# Hiding treats?



## avbjessup (Apr 20, 2009)

I was wondering if this a common Chi trait? When I give Lily a treat, instead of eating it straight away she finds a place to hide it! She takes it somewhere and "digs" and then drops it. Of course when she looks for it later one of the other dogs has already found and eaten it. She looks so cute when she does this (of course right now, to me, she looks cute no matter what she is doing :love7: )!


----------



## jeanie brown (Jan 5, 2009)

dodg does this to and yes it is cute but hes useless at hiding things he just plonks them in corners i have a runner bean in the corner at the moment lol


----------



## Brodysmom (Jan 8, 2009)

How Cute!!! Brody doesn't do that. He just eats it. Or more likely.... sniffs and walks away. HA.

Jeanie - what is a runner bean?! In the corner?! I don't know what it is but the words just sound hilarious. LOL!


----------



## avbjessup (Apr 20, 2009)

She has the funniest little quirks. I was wondering the same thing Jeanie - what IS a runner bean?


----------



## lynx8456 (Feb 26, 2009)

I was wondering what a runner bean is too?

Both my current and last chi hid about 1/2 of their 
treats and all of their chewies at one time
or another. Jasper seems to think 
hiding them keeps the cats from finding them. 
When he is ready he always goes back to 
get what he feels like having.

favorite spots: behind the couch, under pillows, 
end tables and the bed. Also any available blanket.


----------



## avbjessup (Apr 20, 2009)

When I took Lily home at lunch (I'm a lucky one - she comes to work with me!) I gave her a treat. She took it over to the footstool, pulled a little fleecy bottom to a carrier out from under it (you know, a rectangular fleece covered cardboard dealie), put her treat on it and then pushed it back under the footstool. My husband looked at me and said, "She's so smart - she's using tools!" If she had opposable thumbs I could probably send her to work alone!  

Chi's rule!!


----------



## iheartchanel (Mar 22, 2009)

Both of ours hide their toys/treats. Weiner (not my dog, didn't pick his name. haha) has all of his toys under the blanket in his crate and Chanel hides them under my blankets or behind/under furniture.


----------



## ChiFan (Jul 6, 2007)

Sasha and Rufus don't at all... they inhale any treat we give them and look at us like: "More?"

But Trixie will sometimes try to hide a treat. If they're small she will eat them right away... big and she's gnaw on it until it's gone. But if the treat is this specific size, she holds it in her mouth and proceeds to walk around the house whining pathetically, looking for a spot to hide it. Sometimes she WILL hide it and then get really nasty to the other two dogs if they come within 15' of her hiding place.

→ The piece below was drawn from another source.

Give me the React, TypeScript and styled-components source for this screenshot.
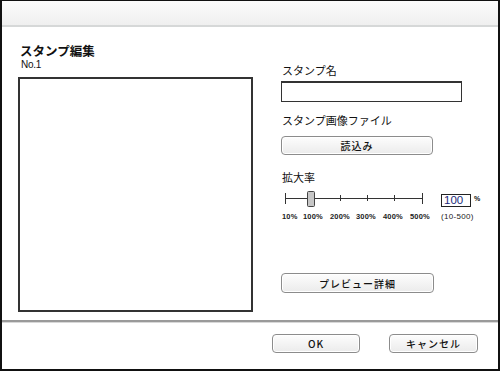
import React from "react";
import styled, { createGlobalStyle } from "styled-components";

const GlobalStyle = createGlobalStyle`
  html, body {
    margin: 0;
    padding: 0;
    background: #ffffff;
  }
  body {
    font-family: "Noto Sans CJK JP", "Liberation Sans", sans-serif;
    color: #111;
  }
`;

const Frame = styled.div`
  width: 500px;
  height: 371px;
  box-sizing: border-box;
  border: 2px solid #111;
  border-top-width: 1px;
  display: flex;
  flex-direction: column;
  background: #fff;
  overflow: hidden;
`;

const TitleBar = styled.div`
  height: 24px;
  flex-shrink: 0;
  background: linear-gradient(#fbfbfb, #efefef);
  border-bottom: 2px solid #d6d8d8;
`;

const Body = styled.div`
  height: 293px;
  flex-shrink: 0;
  display: flex;
  align-items: flex-start;
  padding: 16px 0 0 16px;
  box-sizing: border-box;
`;

const LeftCol = styled.div`
  width: 235px;
  display: flex;
  flex-direction: column;
`;

const Title = styled.div`
  font-size: 12.5px;
  line-height: 14px;
  height: 15px;
  font-weight: 700;
  margin-left: 2px;
  margin-top: 1px;
  overflow: visible;
`;

const SubTitle = styled.div`
  font-family: "Liberation Sans", sans-serif;
  font-size: 10px;
  line-height: 11px;
  margin-left: 3px;
  letter-spacing: -0.3px;
`;

const PreviewBox = styled.div`
  margin-top: 7px;
  width: 235px;
  height: 235px;
  box-sizing: border-box;
  border: 2px solid #333;
  background: #fff;
`;

const RightCol = styled.div`
  margin-left: 28px;
  margin-top: 20px;
  width: 200px;
  display: flex;
  flex-direction: column;
`;

const FieldLabel = styled.div<{ $mt?: number }>`
  font-size: 11px;
  line-height: 14px;
  margin-top: ${(p) => p.$mt ?? 0}px;
  margin-left: 1px;
`;

const TextBox = styled.div`
  margin-top: 4px;
  width: 181px;
  height: 21px;
  box-sizing: border-box;
  border: 1px solid #333;
  border-top-width: 2px;
  background: #fff;
`;

const Button = styled.button<{ $w: number; $h: number; $mt?: number }>`
  width: ${(p) => p.$w}px;
  height: ${(p) => p.$h}px;
  margin-top: ${(p) => p.$mt ?? 0}px;
  padding: 0;
  box-sizing: border-box;
  border: 1px solid #8c8c8c;
  border-radius: 4px;
  background: linear-gradient(#fdfdfd, #ebebeb);
  box-shadow: inset 0 0 0 1px #fff;
  font-family: "Noto Sans CJK JP", "Liberation Sans", sans-serif;
  font-size: 10px;
  font-weight: 500;
  color: #111;
  letter-spacing: 1px;
  display: flex;
  align-items: center;
  justify-content: center;
`;

const ZoomRow = styled.div`
  margin-top: 6px;
  display: flex;
  align-items: flex-start;
`;

const SliderCol = styled.div`
  width: 160px;
  display: flex;
  flex-direction: column;
`;

const TickLabels = styled.div`
  margin-top: 4px;
  display: flex;
  padding-left: 1px;
`;

const TickLabel = styled.span<{ $w: number }>`
  width: ${(p) => p.$w}px;
  font-family: "Liberation Sans", sans-serif;
  font-size: 7.5px;
  line-height: 9px;
  font-weight: 700;
  color: #222;
  letter-spacing: 0.2px;
`;

const ValueCol = styled.div`
  display: flex;
  flex-direction: column;
  padding-top: 4px;
`;

const ValueRow = styled.div`
  display: flex;
  align-items: flex-start;
`;

const ValueBox = styled.div`
  width: 30px;
  height: 13px;
  box-sizing: border-box;
  border: 1px solid #222;
  font-family: "Liberation Sans", sans-serif;
  font-size: 11.5px;
  line-height: 11px;
  color: #1b2a7a;
  padding-left: 2px;
`;

const Percent = styled.span`
  font-family: "Liberation Sans", sans-serif;
  font-size: 7px;
  font-weight: 700;
  margin-left: 3px;
  line-height: 9px;
`;

const Range = styled.div`
  margin-top: 5px;
  font-family: "Liberation Sans", sans-serif;
  font-size: 8px;
  line-height: 9px;
  color: #222;
  letter-spacing: 0.3px;
`;

const Separator = styled.div`
  height: 3px;
  flex-shrink: 0;
  border-top: 2px solid #9a9a9a;
  border-bottom: 1px solid #d8d8d8;
  box-sizing: border-box;
`;

const Footer = styled.div`
  display: flex;
  justify-content: flex-end;
  gap: 29px;
  padding: 11px 20px 0 0;
`;

const Slider = () => (
  <svg width="150" height="18" viewBox="0 0 150 18">
    <line x1="4" y1="8.5" x2="141" y2="8.5" stroke="#333" strokeWidth="1" />
    <line x1="4.5" y1="3" x2="4.5" y2="14" stroke="#333" strokeWidth="1" />
    <line x1="141.5" y1="3" x2="141.5" y2="14" stroke="#333" strokeWidth="1" />
    {[59, 86, 113].map((x) => (
      <line key={x} x1={x + 0.5} y1="5" x2={x + 0.5} y2="11" stroke="#333" strokeWidth="1" />
    ))}
    <rect x="26.5" y="1.5" width="7" height="15" rx="1" fill="#c6c6c6" stroke="#444" strokeWidth="1" />
  </svg>
);

const ticks: [string, number][] = [
  ["10%", 21],
  ["100%", 27],
  ["200%", 26],
  ["300%", 27],
  ["400%", 27],
  ["500%", 27],
];

export default function App() {
  return (
    <>
      <GlobalStyle />
      <Frame>
        <TitleBar />
        <Body>
          <LeftCol>
            <Title>スタンプ編集</Title>
            <SubTitle>No.1</SubTitle>
            <PreviewBox />
          </LeftCol>
          <RightCol>
            <FieldLabel>スタンプ名</FieldLabel>
            <TextBox />
            <FieldLabel $mt={11}>スタンプ画像ファイル</FieldLabel>
            <Button $w={152} $h={19} $mt={9}>読込み</Button>
            <FieldLabel $mt={15}>拡大率</FieldLabel>
            <ZoomRow>
              <SliderCol>
                <Slider />
                <TickLabels>
                  {ticks.map(([t, w]) => (
                    <TickLabel key={t} $w={w}>{t}</TickLabel>
                  ))}
                </TickLabels>
              </SliderCol>
              <ValueCol>
                <ValueRow>
                  <ValueBox>100</ValueBox>
                  <Percent>%</Percent>
                </ValueRow>
                <Range>(10-500)</Range>
              </ValueCol>
            </ZoomRow>
            <Button $w={153} $h={20} $mt={52}>プレビュー詳細</Button>
          </RightCol>
        </Body>
        <Separator />
        <Footer>
          <Button $w={88} $h={19}>OK</Button>
          <Button $w={89} $h={19}>キャンセル</Button>
        </Footer>
      </Frame>
    </>
  );
}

So when we see Trixie whining with a treat in her mouth, we either take away the treat or break it into smaller pieces, which she will eat immediately. She's so weird.


----------



## avbjessup (Apr 20, 2009)

I'm glad to hear other's pups do weird things too! It does seem to be a specific treat. I'll have to try her with some others and pay attention.


----------



## jazzman (Apr 8, 2009)

Mateo is an inhaler - by the time you have a treat within a foot of his mouth,
he's nabbed it, digested it, and is waiting for the next one.

Joie always 'buries' his treat in a blanket, but eats it as soon as he's done burying it.

We give him Glyco-Flex chews, which he doesn't seem to like, so we coat them in peanut butter and lay them down on a paper towel for him.

He pushes it around for 3 or 4 minutes, wrapping the paper over the top -
then randomly decides that's enough and eats it.

It's very cute, and sometimes annoying - especially with Mateo looming over him.


----------



## Mom of 4 Chi's (Apr 3, 2009)

Lila does that! She takes her treat and buries it under blankets then sits there and guards it from the others. She will sit there all day if she could, but the others keep circling her so she eventually gives up and eats it.


----------



## * Bailey & Kahlua's Mom * (Nov 10, 2008)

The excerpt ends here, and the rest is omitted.